There are even some vets that will s/n 8wk pups. IMHO, very crazy. I am all for s/n due to so many irresponsible pet owners, too many 'oops litters', and far too many dogs in shelters with little to no hope of ever finding a forever home. I consider myself a responsible pet owner and have absolutely no desire to ever breed any of my dogs. Whenever such a thought even shadows across my mind I recall the faces of dogs I've seen in shelters on their way to be euthanized. That will kill any thoughts of ever breeding every time.
I would prefer to never spay my GSD girl since I feel there are more cons than pros when it comes to pet sterilization. At this point I'm not considering spaying but may change in the future after she has reached full maturity. Even the most responsible of pet owners can have an incident resulting in an 'oops litter'. In the meanwhile I'm just wondering if others are able to keep those bitches britches on their dogs. 

BTW, an interesting article on S/N;

http://www.msnbc.msn.com/id/24597888/




tirluc said:


> i use the britches on Tir when she comes in (only at work, tho) and she has no problem w/ keeping them on...the 1st time i put them on her i made a big fuss about how pretty she was and all that and she has been fine w/ them....the only other thing i could suggest would be keeping her crated....mine have always been clean freaks w/ their heat cycles....


LOL, how cute/funny!  That's probably what I'll do with Artemis when the time comes. 
Do you think I could be so lucky as to have one of those dogs that has 'silent heats'?



hulkamaniac said:


> ... Personally, I wouldn't want the headache of keeping the dog inside all day unless closely supervised. I wouldn't trust a chain link fence to keep male dogs completely out.



I have an 8' brick wall AND 5 very large other dogs and wolf hybrid to get through before getting to my little girl. I would like to see anyone, human or animal, get through that. lol 

Jihad
and the pound puppy crew.


----------



## pooch1041 (Apr 13, 2009)

HUGGIES! and hug them a little tighter so she can't tear the diaper off. I feel awful for oreo when she wears it since her legs don't have as much freedom to move, but she does look adorable.


----------



## Binkalette (Dec 16, 2008)

Thanks for all the replies guys! 
We got some little boy's boxers and put a sanitary pad inside. It worked pretty well for an hour or so till she figured out how to pull them off, so the Hubby got out the duct tape and taped around the waist band to make them tighter (like a belt).. and then she figured out she could pull the pad out and ripped it to shreds. >_< That was ...messy. So now we're duct taping the pads in too... LOL.. just around the edges of the pads so she can't get a hold of them.. It seems to be working pretty well.

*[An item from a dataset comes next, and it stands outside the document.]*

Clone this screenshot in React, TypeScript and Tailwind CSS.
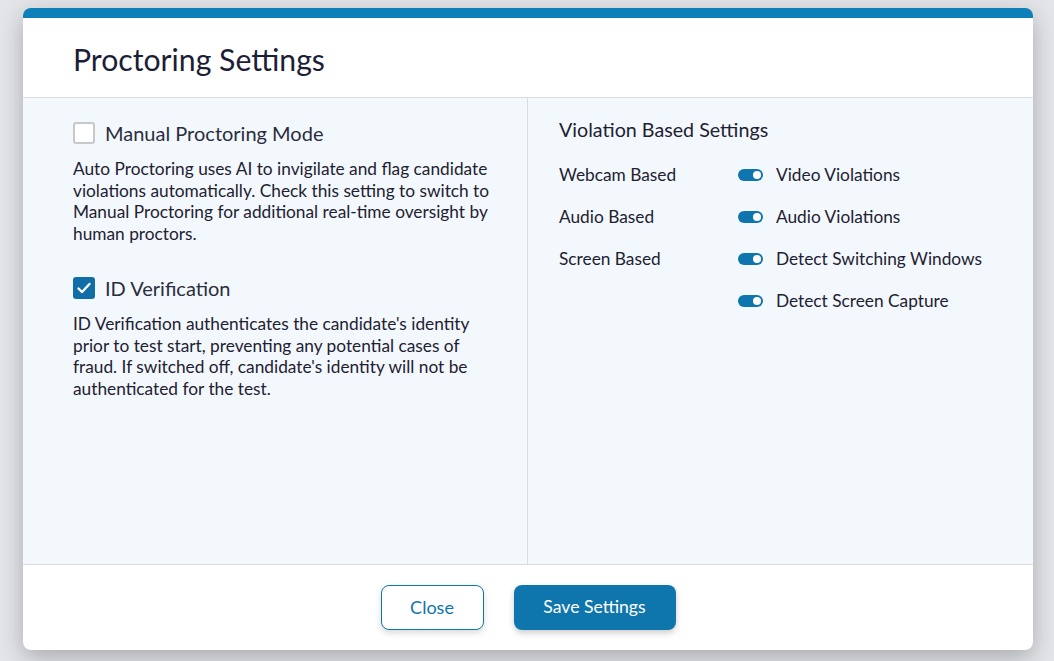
import { useState } from 'react'

interface ToggleRow {
  group: string
  label: string
}

const rows: ToggleRow[] = [
  { group: 'Webcam Based', label: 'Video Violations' },
  { group: 'Audio Based', label: 'Audio Violations' },
  { group: 'Screen Based', label: 'Detect Switching Windows' },
  { group: '', label: 'Detect Screen Capture' },
]

function Checkbox({ checked, onClick }: { checked: boolean; onClick: () => void }) {
  if (checked) {
    return (
      <button onClick={onClick} className="w-[22px] h-[22px] rounded-[3px] bg-[#0f6ea8] flex items-center justify-center shrink-0">
        <svg width="16" height="16" viewBox="0 0 16 16" fill="none">
          <path d="M2.5 8.5l3.5 3.5 7.5-8" stroke="white" strokeWidth="2.4" strokeLinecap="round" strokeLinejoin="round" />
        </svg>
      </button>
    )
  }
  return (
    <button onClick={onClick} className="w-[22px] h-[22px] rounded-[3px] border-2 border-[#c6c8cc] bg-white shrink-0" />
  )
}

function Toggle() {
  return (
    <span className="w-[25px] h-[12px] rounded-full bg-[#0f76ad] flex items-center justify-end pr-[2px] shrink-0">
      <span className="w-[8px] h-[8px] rounded-full bg-white" />
    </span>
  )
}

export default function App() {
  const [manual, setManual] = useState(false)
  const [idCheck, setIdCheck] = useState(true)

  return (
    <div
      className="w-full h-[661px] bg-[#e4e5e9] pt-[8px] px-[23px] text-[#1e2133]"
      style={{ fontFamily: 'Lato, "Open Sans", sans-serif' }}
    >
      <div className="w-[1010px] h-[642px] bg-white rounded-[8px] border-t-[10px] border-[#0d80ba] shadow-[0_8px_24px_rgba(0,0,0,0.25)] flex flex-col overflow-hidden">
        <div className="h-[80px] shrink-0 flex items-center px-[50px] pt-[4px] border-b border-[#d8dde2]">
          <h2 className="text-[30.2px] leading-none text-[#1b1e36]">Proctoring Settings</h2>
        </div>

        <div className="flex-1 grid grid-cols-2 bg-[#f3f8fc] border-b border-[#d8dde2]">
          <div className="border-r border-[#d8dde2] pl-[50px] pr-[30px] pt-[24px]">
            <div className="flex items-center gap-[10px]">
              <Checkbox checked={manual} onClick={() => setManual(!manual)} />
              <span className="text-[20px] leading-[22px] text-[#2a2d3e]">Manual Proctoring Mode</span>
            </div>
            <p className="mt-[14px] text-[17.3px] leading-[21.5px]">
              Auto Proctoring uses AI to invigilate and flag candidate violations automatically. Check this setting to switch to Manual Proctoring for additional real-time oversight by human proctors.
            </p>

            <div className="flex items-center gap-[10px] mt-[33px]">
              <Checkbox checked={idCheck} onClick={() => setIdCheck(!idCheck)} />
              <span className="text-[20px] leading-[22px] text-[#2a2d3e]">ID Verification</span>
            </div>
            <p className="mt-[14px] text-[17.3px] leading-[21.5px]">
              ID Verification authenticates the candidate's identity prior to test start, preventing any potential cases of fraud. If switched off, candidate's identity will not be authenticated for the test.
            </p>
          </div>

          <div className="pl-[31px] pt-[20px]">
            <h3 className="text-[19.7px] leading-[24px]">Violation Based Settings</h3>
            <div className="mt-[12px] flex flex-col">
              {rows.map((row) => (
                <div key={row.label} className="h-[42px] flex items-center text-[17.3px]">
                  <span className="w-[179px]">{row.group}</span>
                  <Toggle />
                  <span className="ml-[13px]">{row.label}</span>
                </div>
              ))}
            </div>
          </div>
        </div>

        <div className="h-[85px] shrink-0 flex items-center justify-center gap-[30px]">
          <button className="w-[103px] h-[45px] rounded-[8px] border border-[#0f76ad] bg-white text-[#0f76ad] text-[18px] shadow-[0_3px_6px_rgba(0,0,0,0.15)]">
            Close
          </button>
          <button className="w-[162px] h-[45px] rounded-[8px] bg-[#0f76ad] text-white text-[17.6px] shadow-[0_3px_6px_rgba(0,0,0,0.2)]">
            Save Settings
          </button>
        </div>
      </div>
    </div>
  )
}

She looks SO cute in these little undies.. I might go out and get some Huggies this week though. That sounds like a really good idea since I could just throw away the whole thing instead of pulling out the little pad and re-taping it in every time.


----------



## ThoseWordsAtBest (Mar 18, 2009)

We just ate the 20 bucks and bought a diaper for Smalls before she was spayed. She does NOT like any thing touching her for too long or wearing any thing and all we had to do was correct her a couple of times and she left it alone.


----------



## poodleholic (Mar 15, 2007)

Baby wipes and disposable panties are a must for me! I buy PullUps disposable training panties, because the bitches britches invariably get soiled, despite checking the pad frequently. They fit better, too, having elastic stretchy side panels, allowing for freedom of movement, AND, you dont need to add the pads! Just toss 'em in the garbage.


----------



## reynosa_k9's (Dec 14, 2007)

Binkalette said:


> .....so the Hubby got out the duct tape and taped around the waist band to make them tighter (like a belt).. and then she figured out she could pull the pad out and ripped it to shreds. >_< That was ...messy. So now we're duct taping the pads in too... LOL.. just around the edges of the pads so she can't get a hold of them.. It seems to be working pretty well....


Blinkalette, that's what I'm worried about having to do with my girl when the time comes. 
There have been some very ingenious ideas here though. I'm sure I'll be trying a few, if not all of them, eventually. 

Jihad
and the pound puppy crew.


----------